TASK PROMPT:
Count the lines below that contain the word "index", and reply with only that number.

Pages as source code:
⁂

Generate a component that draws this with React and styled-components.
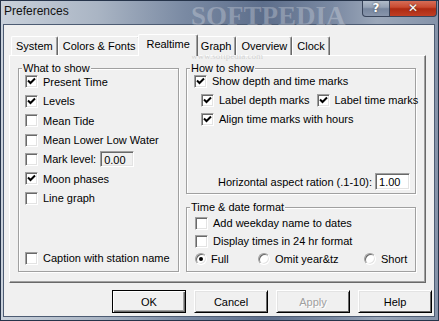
import React from "react";
import styled, { createGlobalStyle } from "styled-components";

const GlobalStyle = createGlobalStyle`
  html, body {
    margin: 0;
    padding: 0;
  }
  body {
    width: 439px;
    height: 321px;
    overflow: hidden;
    font-family: "Liberation Sans", Arial, sans-serif;
    font-size: 11px;
    color: #000;
  }
`;

const Window = styled.div`
  position: relative;
  width: 439px;
  height: 321px;
  box-sizing: border-box;
  display: flex;
  flex-direction: column;
  padding: 0 3px 3px 2px;
  border: 1px solid #26344a;
  background: linear-gradient(
    90deg,
    #c9d1db 0%,
    #aab5c4 22%,
    #7a8aa3 42%,
    #5d6e8b 60%,
    #7a89a2 76%,
    #9ba7b9 86%,
    #8593a9 100%
  );
  overflow: hidden;
`;

const TitleBar = styled.div`
  height: 23px;
  flex: none;
  display: flex;
  align-items: flex-start;
  justify-content: space-between;
`;

const Title = styled.div`
  font-family: "Liberation Sans", Arial, sans-serif;
  font-size: 12px;
  line-height: 14px;
  padding: 3px 0 0 1px;
  color: #111;
`;

const Caps = styled.div`
  position: relative;
  z-index: 3;
  display: flex;
  margin: -1px -2px 0 0;
`;

const HelpCap = styled.div`
  width: 28px;
  height: 17px;
  box-sizing: border-box;
  display: flex;
  align-items: center;
  justify-content: center;
  border: 1px solid #38445a;
  border-top: none;
  border-radius: 0 0 0 4px;
  background-color: #8a98ad;
  background-image: linear-gradient(180deg, #b4bfcd 0%, #95a2b5 45%, #77869e 55%, #8895ab 100%);
  color: #fff;
  font: bold 12px "DejaVu Sans", sans-serif;
  text-shadow: 0 0 2px #333;
`;

const CloseCap = styled(HelpCap)`
  width: 47px;
  border-left: none;
  border-radius: 0 0 4px 0;
  background-color: #c03e24;
  background-image: linear-gradient(180deg, #d8735d 0%, #c94a30 45%, #ad2a12 55%, #c03e24 100%);
`;

const Watermark = styled.div`
  position: absolute;
  left: 190px;
  top: 1px;
  font-family: "Liberation Serif", serif;
  font-weight: bold;
  font-size: 27px;
  line-height: 28px;
  color: rgba(255, 255, 255, 0.25);
  pointer-events: none;
`;

const WatermarkUrl = styled.div`
  position: absolute;
  left: 190px;
  top: 50px;
  font-family: "Liberation Serif", serif;
  font-size: 9px;
  color: rgba(150, 150, 150, 0.35);
  pointer-events: none;
`;

const Client = styled.div`
  flex: 1;
  display: flex;
  flex-direction: column;
  background: #f0f0f0;
  border: 1px solid #4d5c73;
  padding: 8px 4px 3px 5px;
`;

const TabStrip = styled.div`
  height: 22px;
  display: flex;
  align-items: flex-end;
  padding-left: 2px;
`;

const Tab = styled.div`
  position: relative;
  z-index: ${(p) => (p.$active ? 2 : 1)};
  height: ${(p) => (p.$active ? 22 : 19)}px;
  margin: ${(p) => (p.$active ? "0 -2px -1px -2px" : "0")};
  box-sizing: border-box;
  padding: ${(p) => (p.$active ? "3px 7px 0" : "0 4px")};
  display: flex;
  align-items: ${(p) => (p.$active ? "flex-start" : "center")};
  background: #f0f0f0;
  border-top: 1px solid #fff;
  border-left: 1px solid #fff;
  border-right: 1px solid #696969;
  box-shadow: inset -1px 0 0 #a0a0a0;
  border-radius: 2px 2px 0 0;
  white-space: nowrap;
`;

const Pane = styled.div`
  flex: 1;
  display: flex;
  gap: 7px;
  margin-right: 4px;
  padding: 12px 9px 10px 8px;
  border-top: 1px solid #fff;
  border-left: 1px solid #fff;
  border-right: 1px solid #696969;
  border-bottom: 1px solid #696969;
  box-shadow: inset -1px -1px 0 #a0a0a0;
`;

const Column = styled.div`
  display: flex;
  flex-direction: column;
  width: ${(p) => p.$w}px;
`;

const GroupBox = styled.div`
  flex: ${(p) => (p.$grow ? 1 : "none")};
  height: ${(p) => (p.$h ? `${p.$h}px` : "auto")};
  margin-top: ${(p) => p.$mt || 0}px;
  box-sizing: border-box;
  display: flex;
  flex-direction: column;
  border: 1px solid #a0a0a0;
  box-shadow: 1px 1px 0 #fff, inset 1px 1px 0 #fff;
  padding: 0 0 ${(p) => p.$pb || 0}px ${(p) => p.$pl}px;
`;

const Caption = styled.div`
  align-self: flex-start;
  margin: -7px 0 ${(p) => p.$mb}px ${(p) => 3 - p.$pl}px;
  padding: 0 1px;
  line-height: 12px;
  background: #f0f0f0;
`;

const Row = styled.div`
  height: ${(p) => p.$h}px;
  display: flex;
  align-items: center;
  padding-left: ${(p) => p.$indent || 0}px;
  margin-top: ${(p) => (p.$push ? "auto" : "0")};
  white-space: nowrap;
`;

const Option = styled.div`
  display: flex;
  align-items: center;
  gap: ${(p) => p.$gap ?? 5}px;
  width: ${(p) => (p.$w ? `${p.$w}px` : "auto")};
  margin-right: ${(p) => p.$mr || 0}px;
`;

const Box = styled.span`
  width: 13px;
  height: 13px;
  box-sizing: border-box;
  flex: none;
  background: #fff;
  border-top: 1px solid #a0a0a0;
  border-left: 1px solid #a0a0a0;
  border-right: 1px solid #fff;
  border-bottom: 1px solid #fff;
  box-shadow: inset 1px 1px 0 #696969, inset -1px -1px 0 #e3e3e3;
  display: flex;
  align-items: center;
  justify-content: center;
`;

const Round = styled.span`
  width: 12px;
  height: 12px;
  flex: none;
  box-sizing: border-box;
  border-radius: 50%;
  background: #fff;
  border: 1px solid;
  border-color: #a0a0a0 #fff #fff #a0a0a0;
  box-shadow: inset 1px 1px 0 #696969, inset -1px -1px 0 #e3e3e3;
  display: flex;
  align-items: center;
  justify-content: center;
  &::after {
    content: "";
    width: 4px;
    height: 4px;
    border-radius: 50%;
    background: ${(p) => (p.$on ? "#000" : "transparent")};
  }
`;

const Field = styled.div`
  width: ${(p) => p.$w}px;
  height: ${(p) => p.$h}px;
  box-sizing: border-box;
  margin-left: ${(p) => p.$ml}px;
  padding: 1px 0 0 3px;
  display: flex;
  align-items: center;
  background: ${(p) => (p.$disabled ? "#f0f0f0" : "#fff")};
  border-top: 1px solid #a0a0a0;
  border-left: 1px solid #a0a0a0;
  border-right: 1px solid #fff;
  border-bottom: 1px solid #fff;
  box-shadow: inset 1px 1px 0 #696969, inset -1px -1px 0 #e3e3e3;
`;

const AspectRow = styled.div`
  margin-top: auto;
  height: 21px;
  display: flex;
  align-items: center;
  padding-left: 24px;
`;

const Footer = styled.div`
  height: 23px;
  margin: 7px -2px 0 0;
  display: flex;
  justify-content: flex-end;
  gap: 8px;
`;

const Button = styled.div`
  width: 74px;
  height: 23px;
  box-sizing: border-box;
  display: flex;
  align-items: center;
  justify-content: center;
  border: 1px solid;
  border-color: ${(p) => (p.$default ? "#000" : "#fff #000 #000 #fff")};
  box-shadow: ${(p) =>
    p.$default
      ? "inset 1px 1px 0 #fff, inset -1px -1px 0 #696969, inset -2px -2px 0 #a0a0a0"
      : "inset 1px 1px 0 #e3e3e3, inset -1px -1px 0 #696969"};
  color: ${(p) => (p.$disabled ? "#a0a0a0" : "#000")};
  text-shadow: ${(p) => (p.$disabled ? "1px 1px 0 #fff" : "none")};
  background: #f0f0f0;
`;

function Check({ on }) {
  return (
    <Box>
      {on && (
        <svg width="9" height="9" viewBox="0 0 9 9">
          <path d="M1 3.5 L3.5 6 L8 1.5" stroke="#000" strokeWidth="2" fill="none" />
        </svg>
      )}
    </Box>
  );
}

function CheckItem({ on, children }) {
  return (
    <Option>
      <Check on={on} />
      <span>{children}</span>
    </Option>
  );
}

const tabs = ["System", "Colors & Fonts", "Realtime", "Graph", "Overview", "Clock"];

const whatToShow = [
  ["Present Time", true],
  ["Levels", true],
  ["Mean Tide", false],
  ["Mean Lower Low Water", false],
];

export default function App() {
  return (
    <>
      <GlobalStyle />
      <Window>
        <Watermark>SOFTPEDIA</Watermark>
        <WatermarkUrl>www.softpedia.com</WatermarkUrl>
        <TitleBar>
          <Title>Preferences</Title>
          <Caps>
            <HelpCap>?</HelpCap>
            <CloseCap>✕</CloseCap>
          </Caps>
        </TitleBar>
        <Client>
          <TabStrip>
            {tabs.map((t) => (
              <Tab key={t} $active={t === "Realtime"}>
                {t}
              </Tab>
            ))}
          </TabStrip>
          <Pane>
            <Column $w={165}>
              <GroupBox $grow $pl={6} $pb={3}>
                <Caption $pl={6} $mb={-1.7}>
                  What to show
                </Caption>
                {whatToShow.map(([label, on]) => (
                  <Row key={label} $h={19.35}>
                    <CheckItem on={on}>{label}</CheckItem>
                  </Row>
                ))}
                <Row $h={19.35}>
                  <Check />
                  <span style={{ marginLeft: 5 }}>Mark level:</span>
                  <Field $w={34} $h={16} $ml={4} $disabled>
                    0.00
                  </Field>
                </Row>
                <Row $h={19.35}>
                  <CheckItem on>Moon phases</CheckItem>
                </Row>
                <Row $h={19.35}>
                  <CheckItem>Line graph</CheckItem>
                </Row>
                <Row $h={19.35} $push>
                  <CheckItem>Caption with station name</CheckItem>
                </Row>
              </GroupBox>
            </Column>
            <Column $w={230}>
              <GroupBox $h={126} $pl={7} $pb={1}>
                <Caption $pl={7} $mb={-2.5}>
                  How to show
                </Caption>
                <Row $h={19}>
                  <CheckItem on>Show depth and time marks</CheckItem>
                </Row>
                <Row $h={19} $indent={7}>
                  <Option $mr={7}>
                    <Check on />
                    <span>Label depth marks</span>
                  </Option>
                  <CheckItem on>Label time marks</CheckItem>
                </Row>
                <Row $h={19} $indent={7}>
                  <CheckItem on>Align time marks with hours</CheckItem>
                </Row>
                <AspectRow>
                  <span>Horizontal aspect ration (.1-10):</span>
                  <Field $w={35} $h={17} $ml={3}>
                    1.00
                  </Field>
                </AspectRow>
              </GroupBox>
              <GroupBox $grow $mt={13} $pl={8} $pb={1}>
                <Caption $pl={8} $mb={1}>
                  Time &amp; date format
                </Caption>
                <Row $h={18}>
                  <CheckItem>Add weekday name to dates</CheckItem>
                </Row>
                <Row $h={18}>
                  <CheckItem>Display times in 24 hr format</CheckItem>
                </Row>
                <Row $h={18}>
                  <Option $w={63} $gap={4}>
                    <Round $on />
                    <span>Full</span>
                  </Option>
                  <Option $w={106} $gap={5}>
                    <Round />
                    <span>Omit year&amp;tz</span>
                  </Option>
                  <Option $gap={5}>
                    <Round />
                    <span>Short</span>
                  </Option>
                </Row>
              </GroupBox>
            </Column>
          </Pane>
          <Footer>
            <Button $default>OK</Button>
            <Button>Cancel</Button>
            <Button $disabled>Apply</Button>
            <Button>Help</Button>
          </Footer>
        </Client>
      </Window>
    </>
  );
}
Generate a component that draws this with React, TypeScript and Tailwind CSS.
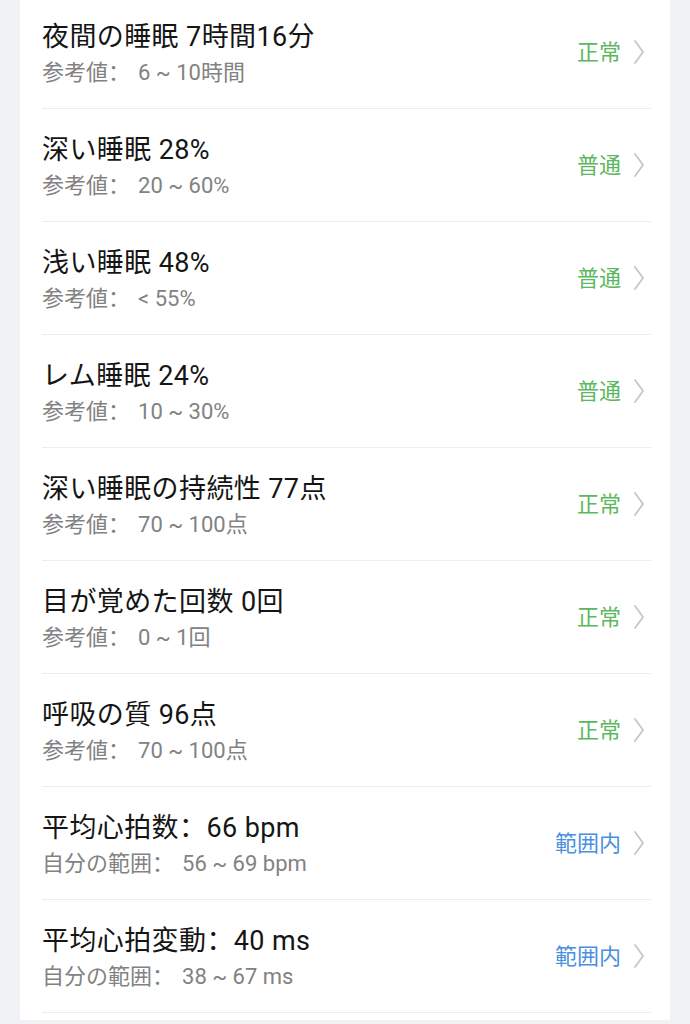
import React from 'react';

type Item = {
  title: string;
  label: string;
  value: string;
  status: string;
  tone: 'green' | 'blue';
};

const ITEMS: Item[] = [
  { title: '夜間の睡眠 7時間16分', label: '参考値：', value: '6 ~ 10時間', status: '正常', tone: 'green' },
  { title: '深い睡眠 28%', label: '参考値：', value: '20 ~ 60%', status: '普通', tone: 'green' },
  { title: '浅い睡眠 48%', label: '参考値：', value: '< 55%', status: '普通', tone: 'green' },
  { title: 'レム睡眠 24%', label: '参考値：', value: '10 ~ 30%', status: '普通', tone: 'green' },
  { title: '深い睡眠の持続性 77点', label: '参考値：', value: '70 ~ 100点', status: '正常', tone: 'green' },
  { title: '目が覚めた回数 0回', label: '参考値：', value: '0 ~ 1回', status: '正常', tone: 'green' },
  { title: '呼吸の質 96点', label: '参考値：', value: '70 ~ 100点', status: '正常', tone: 'green' },
  { title: '平均心拍数：66 bpm', label: '自分の範囲：', value: '56 ~ 69 bpm', status: '範囲内', tone: 'blue' },
  { title: '平均心拍変動：40 ms', label: '自分の範囲：', value: '38 ~ 67 ms', status: '範囲内', tone: 'blue' },
];

const Chevron = () => (
  <svg width="12" height="26" viewBox="0 0 12 26" fill="none" className="shrink-0">
    <path d="M2 2 L10 13 L2 24" stroke="#c6c6c6" strokeWidth="1.8" strokeLinecap="round" strokeLinejoin="round" />
  </svg>
);

const App: React.FC = () => {
  return (
    <div
      className="min-h-[1024px] bg-[#f1f2f5] px-[20px] overflow-hidden"
      style={{ fontFamily: 'Roboto, "Noto Sans CJK SC", sans-serif' }}
    >
      <div className="bg-white min-h-[1024px] pl-[22px] pr-[19px]">
        <ul className="-mt-[4px]">
          {ITEMS.map((item, i) => (
            <li key={i} className="flex items-center h-[113px] border-b border-[#ececec]">
              <div className="flex-1 min-w-0 pt-[4px]">
                <p className="text-[27px] leading-[34px] text-[#151515] tracking-[0.4px]">{item.title}</p>
                <p className="text-[22px] leading-[30px] text-[#828282] mt-[4px]">
                  {item.label}
                  <span className="ml-[8px]">{item.value}</span>
                </p>
              </div>
              <div className="flex items-center gap-[12px] pr-[6px]">
                <span
                  className={`text-[22px] ${item.tone === 'green' ? 'text-[#5cb85e]' : 'text-[#4a8fe0]'}`}
                >
                  {item.status}
                </span>
                <Chevron />
              </div>
            </li>
          ))}
        </ul>
      </div>
    </div>
  );
};

export default App;
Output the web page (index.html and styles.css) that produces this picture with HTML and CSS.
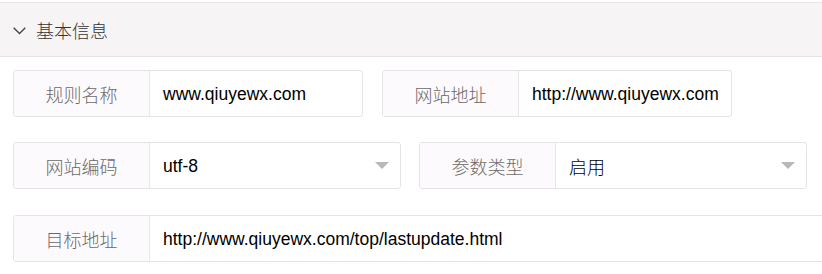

⁂

TASK RESULT:
3